Basti pensare ai tempi del Governatore. Chi non avrebbe visto volentieri Martinez combattere al fianco di Daryl? O Milton imparare da Hershel e Maggie l’arte del curare le altre persone? Chi non ha provato empatia per Gareth e soci a Terminus? Chi non ha creduto fino in fondo alla redenzione de I Lupi dopo l’attacco ad Alexandria?

Cosa ci lasciano invece i Salvatori? Meritano una possibilità persone che giocando a golf parlano di un amico brutalizzato come di un ‘peso morto’?

Non credo che questa scelta da parte degli autori di The Walking Dead di mostrarci ad ogni puntata un aspetto negativo delle righe di Negan sia messo lì a caso per tappare dei buchi. L’idea, quasi inevitabile, è che in qualche modo ci vogliano avvicinare sempre di più al gruppo di Rick e alla sua battaglia personale. Tante volte è sorto il dubbio su chi fosse il vero cattivo. Ora non credo che qualcuno se lo stia ancora chiedendo.

‘Tienilo, ti servirà per la cicatrice’/’Tienilo tu, ci servono le armi. Io vado a cercarle’

Il dialogo fra Tara e Rosita è essenziale per capire la situazione che entrambe stanno vivendo. Da una parte c’è chi non ha vissuto il dramma della notte di Lucille, dall’altra chi non lo vuole dimenticare e deve rifiutare ogni pomata per curare quella ferita. Potrebbe andare avanti, esattamente come ha fatto mille volte. Rosita però non vuole. Rifiutare l’aiuto di Tara non è solo uno dei tanti gesti di stizza che abbiamo visto in queste puntate. Negare di volersi è curare è il negare di voler voltare pagina. E’ la perfetta frase per rendere un concetto semplice: ‘io non voglio aspettare, io non voglio scuse, io voglio solo uccidere Negan. Non mi interessa il resto’.

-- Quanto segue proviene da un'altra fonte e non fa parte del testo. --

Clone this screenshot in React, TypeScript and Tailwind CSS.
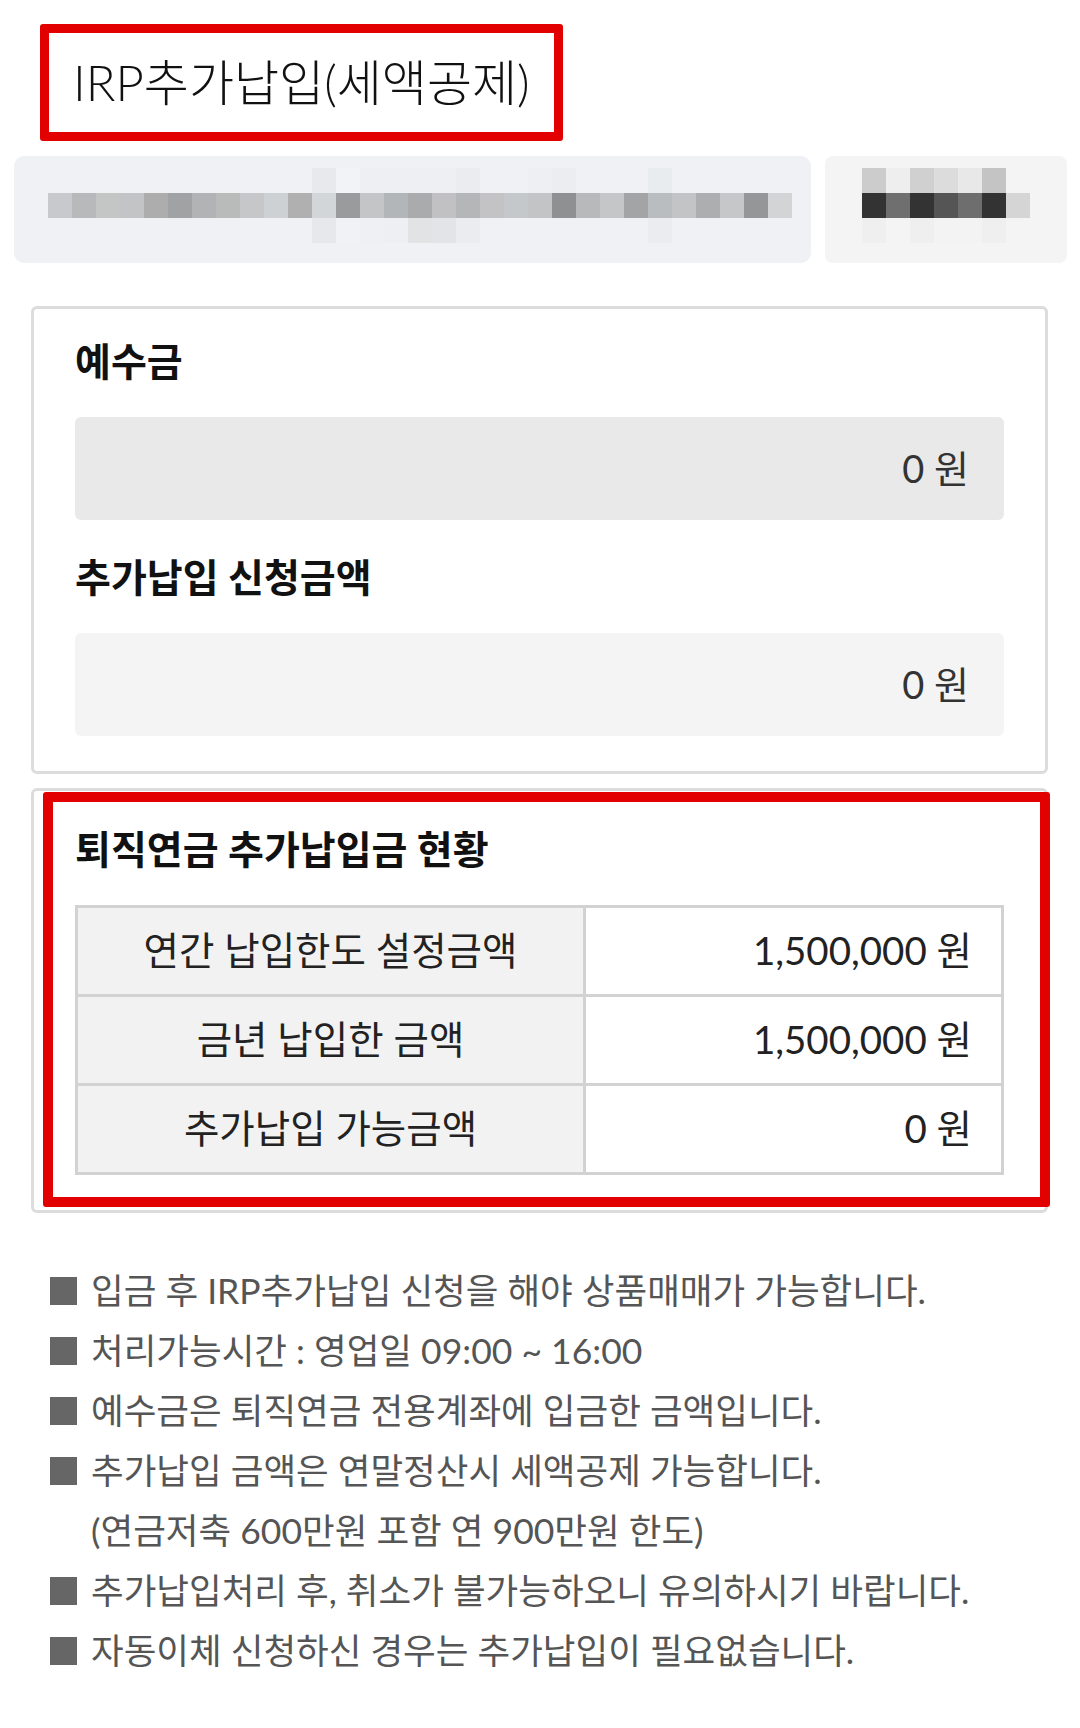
import React from "react";

const FONT = "font-['Lato','Noto_Sans_CJK_KR',sans-serif]";

// pixelated account bar (blurred out in the screenshot)
const acctTop = [
  "bg-[#f0f1f4]", "bg-[#f0f1f4]", "bg-[#f0f1f4]", "bg-[#f0f1f4]", "bg-[#f0f1f4]", "bg-[#f0f1f4]",
  "bg-[#f0f1f4]", "bg-[#f0f1f4]", "bg-[#f0f1f4]", "bg-[#f0f1f4]", "bg-[#f0f1f4]", "bg-[#e8e9ec]",
  "bg-[#f2f3f6]", "bg-[#eeeff2]", "bg-[#eeeff2]", "bg-[#eeeff2]", "bg-[#eeeff2]", "bg-[#ebecef]",
  "bg-[#f0f1f4]", "bg-[#f0f1f4]", "bg-[#eeeff2]", "bg-[#ecedf0]", "bg-[#f0f1f4]", "bg-[#f0f1f4]",
  "bg-[#f0f1f4]", "bg-[#e9ecef]", "bg-[#f0f1f4]", "bg-[#f0f1f4]", "bg-[#f0f1f4]", "bg-[#f0f1f4]",
  "bg-[#f0f1f4]",
];
const acctMid = [
  "bg-[#c8c9cc]", "bg-[#b8b9bb]", "bg-[#c4c6c6]", "bg-[#c3c4c6]", "bg-[#adadae]", "bg-[#a0a2a3]",
  "bg-[#b2b3b4]", "bg-[#b9bbbb]", "bg-[#c6c7c8]", "bg-[#ced1d3]", "bg-[#b0b0b1]", "bg-[#d3d6d9]",
  "bg-[#9a9b9c]", "bg-[#c3c5c6]", "bg-[#b3b6b8]", "bg-[#aaabac]", "bg-[#c1c1c3]", "bg-[#b5b6b7]",
  "bg-[#c3c3c6]", "bg-[#c5c8ca]", "bg-[#c3c4c5]", "bg-[#8f9091]", "bg-[#b8b9ba]", "bg-[#c5c6c7]",
  "bg-[#a3a4a5]", "bg-[#b9bdbf]", "bg-[#c3c4c5]", "bg-[#adaeaf]", "bg-[#c6c7c8]", "bg-[#959697]",
  "bg-[#d3d4d5]",
];
const acctBot = [
  "bg-[#f0f1f4]", "bg-[#f0f1f4]", "bg-[#f0f1f4]", "bg-[#f0f1f4]", "bg-[#f0f1f4]", "bg-[#f0f1f4]",
  "bg-[#f0f1f4]", "bg-[#f0f1f4]", "bg-[#f0f1f4]", "bg-[#f0f1f4]", "bg-[#f0f1f4]", "bg-[#e7e8eb]",
  "bg-[#f1f2f5]", "bg-[#eff0f3]", "bg-[#eeeff2]", "bg-[#e2e3e5]", "bg-[#e3e4e7]", "bg-[#ebecef]",
  "bg-[#f0f1f4]", "bg-[#f0f1f4]", "bg-[#f0f1f4]", "bg-[#f0f1f4]", "bg-[#f0f1f4]", "bg-[#f0f1f4]",
  "bg-[#f0f1f4]", "bg-[#ebecef]", "bg-[#f0f1f4]", "bg-[#f0f1f4]", "bg-[#f0f1f4]", "bg-[#f0f1f4]",
  "bg-[#f0f1f4]",
];
const nameTop = ["bg-[#cccccc]", "bg-[#eeeeee]", "bg-[#d0d0d0]", "bg-[#dcdcdc]", "bg-[#e8e8e8]", "bg-[#c4c4c4]", "bg-[#f4f4f4]"];
const nameMid = ["bg-[#333333]", "bg-[#6f6f6f]", "bg-[#333333]", "bg-[#555555]", "bg-[#6e6e6e]", "bg-[#333333]", "bg-[#d5d5d5]"];
const nameBot = ["bg-[#efefef]", "bg-[#f4f4f4]", "bg-[#efefef]", "bg-[#f3f3f3]", "bg-[#f3f3f3]", "bg-[#efefef]", "bg-[#f4f4f4]"];

function Mosaic({ rows }: { rows: string[][] }) {
  return (
    <div className="flex flex-col">
      {rows.map((row, i) => (
        <div key={i} className="flex">
          {row.map((c, j) => (
            <div key={j} className={`w-[24px] h-[25px] ${c}`} />
          ))}
        </div>
      ))}
    </div>
  );
}

function AmountBox({ bg }: { bg: string }) {
  return (
    <div className={`h-[103px] rounded-[6px] ${bg} flex items-center justify-end pr-[35px]`}>
      <span className="text-[38px] text-[#333]">0 원</span>
    </div>
  );
}

const rows = [
  { label: "연간 납입한도 설정금액", value: "1,500,000 원" },
  { label: "금년 납입한 금액", value: "1,500,000 원" },
  { label: "추가납입 가능금액", value: "0 원" },
];

const notes = [
  { bullet: true, text: "입금 후 IRP추가납입 신청을 해야 상품매매가 가능합니다." },
  { bullet: true, text: "처리가능시간 : 영업일 09:00 ~ 16:00" },
  { bullet: true, text: "예수금은 퇴직연금 전용계좌에 입금한 금액입니다." },
  { bullet: true, text: "추가납입 금액은 연말정산시 세액공제 가능합니다." },
  { bullet: false, text: "(연금저축 600만원 포함 연 900만원 한도)" },
  { bullet: true, text: "추가납입처리 후, 취소가 불가능하오니 유의하시기 바랍니다." },
  { bullet: true, text: "자동이체 신청하신 경우는 추가납입이 필요없습니다." },
];

export default function App() {
  return (
    <div className={`w-[1080px] h-[1728px] bg-white overflow-hidden ${FONT}`}>
      {/* title with red highlight */}
      <div className="pt-[24px] pl-[40px]">
        <div className="w-[523px] h-[117px] border-[9px] border-[#e30000] rounded-[3px] flex items-center pl-[24px]">
          <h1 className="text-[49px] font-light text-[#111] leading-none">IRP추가납입(세액공제)</h1>
        </div>
      </div>

      {/* blurred account selector */}
      <div className="mt-[15px] flex gap-[14px] pl-[14px]">
        <div className="w-[797px] h-[107px] rounded-[10px] bg-[#f0f1f4] pt-[12px] pl-[34px]">
          <Mosaic rows={[acctTop, acctMid, acctBot]} />
        </div>
        <div className="w-[242px] h-[107px] rounded-[8px] bg-[#f4f4f4] pt-[12px] pl-[37px]">
          <Mosaic rows={[nameTop, nameMid, nameBot]} />
        </div>
      </div>

      {/* balances */}
      <div className="mt-[43px] ml-[31px] w-[1017px] border-[3px] border-[#dcdcdc] rounded-[6px] px-[41px] pt-[30px] pb-[35px]">
        <h2 className="text-[39px] font-bold text-[#111] leading-[44px]">예수금</h2>
        <div className="mt-[34px]">
          <AmountBox bg="bg-[#e9e9e9]" />
        </div>
        <h2 className="mt-[35px] text-[39px] font-bold text-[#111] leading-[44px]">추가납입 신청금액</h2>
        <div className="mt-[34px]">
          <AmountBox bg="bg-[#f4f4f4]" />
        </div>
      </div>

      {/* contribution status */}
      <div className="relative mt-[14px] ml-[31px] w-[1017px] border-[3px] border-[#dcdcdc] rounded-[6px] px-[41px] pt-[36px] pb-[35px]">
        <h2 className="text-[39px] font-bold text-[#111] leading-[44px]">퇴직연금 추가납입금 현황</h2>
        <table className="mt-[34px] w-full border-collapse">
          <tbody>
            {rows.map((r) => (
              <tr key={r.label} className="h-[89px]">
                <td className="w-[508px] border-[3px] border-[#d2d2d2] bg-[#f2f2f2] text-center text-[38.5px] text-[#222]">
                  {r.label}
                </td>
                <td className="border-[3px] border-[#d2d2d2] bg-white text-right pr-[29px] text-[38.5px] text-[#222]">
                  {r.value}
                </td>
              </tr>
            ))}
          </tbody>
        </table>
        <div className="absolute left-[9px] top-[1px] right-[-5px] bottom-[3px] border-[10px] border-[#e30000] rounded-[3px] pointer-events-none" />
      </div>

      {/* notes */}
      <ul className="mt-[48px] pl-[50px] flex flex-col">
        {notes.map((n, i) => (
          <li key={i} className="flex items-center h-[60px]">
            <span className={`w-[27px] h-[28px] mr-[14px] ${n.bullet ? "bg-[#666]" : ""}`} />
            <span className="text-[35.5px] text-[#555] whitespace-nowrap">{n.text}</span>
          </li>
        ))}
      </ul>
    </div>
  );
}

Perché in fondo è così. Non importa quanta rabbia la ragazza abbia accumulato, quanto si sia lasciata trasportare dalle parole di Padre Gabriel, quanto abbia esitato prima di sparare a Negan. La sua vita non le interessa più se è costretta a servire il tiranno che le ha portato via le persone più importanti della sua vita. Non importa perchè Rosita non vuole guarire. Vuole le armi. 

Ciò che è successo davvero in questa puntata di The Walking Dead è racchiuso in tante piccole e brevi immagini significative. Non si parla solo dei rifornimenti ottenuti, di un’altra piccola vittoria giornaliera. Si tratta di amore, fedeltà e sacrificio.

Parlare con il cuore sembra semplice quando si è sempre sul punto di morire, ma non è così. Rick ci mette giorni ad accettare che quella ‘luna di miele’ potrebbe essere l’ultima volta che ride e dimostra a Michonne quanto ci tenga a lei. Cerca di rimandare il ritorno a casa non per via di vizi, ma per assaporare ogni istante di quei momenti che potrebbero non tornare più.

E’ vero che ognuno di loro può perdere l’altro. E’ vero che gli amici non torneranno più indietro. E’ vero che Rick non potrà mai restituire il favore a Glenn. E’ vero che altri moriranno. E’ vero che la guerra sarà vinta e il nuovo ordine mondiale stabilito, ma nessuno sa chi ci sarà a portare avanti quel progetto.

In fondo non conta se un sacrificio è legato ad un gatto di metallo, a 20 armi, ad un braccialetto regalato ad una bambina, ad una lattina colpita al luna park o ad un cervo. Ciò che si è disposti a fare per costruire il futuro di Judith, del figlio di Maggie…questo è quello che conta davvero. 

Penso a quello che abbiamo perso, penso ai miei amici. Glenn mi ha salvato all’inizio di tutto e io non sono riuscito a salvare lui. […]. Noi li affronteremo. Ecco cosa succederà. E perderemo delle persone. Forse molte, forse ci perderemo a vicenda, ma anche allora ne sarà valsa la pena. […] Sei stata tu a chiedermi che razza di vita avremmo avuto se ci fossimo arresi. Non si poteva chiamare vita. Quello che abbiamo fatto lì prima, quello che stiamo facendo ora, creare un futuro per Judith e per il bambino di Glenn e Maggie, combattere la battaglia. Questo è vivere. Me l’hai fatto capire tu. Puoi perdermi. Io posso perdere te. Possiamo perdere i nostri amici, le persone che amiamo. Non si tratta più di noi ormai, si tratta di un futuro. E se sarò io a non farcela tu dovrai portare avanti gli altri perchè sei l’unica che può farlo.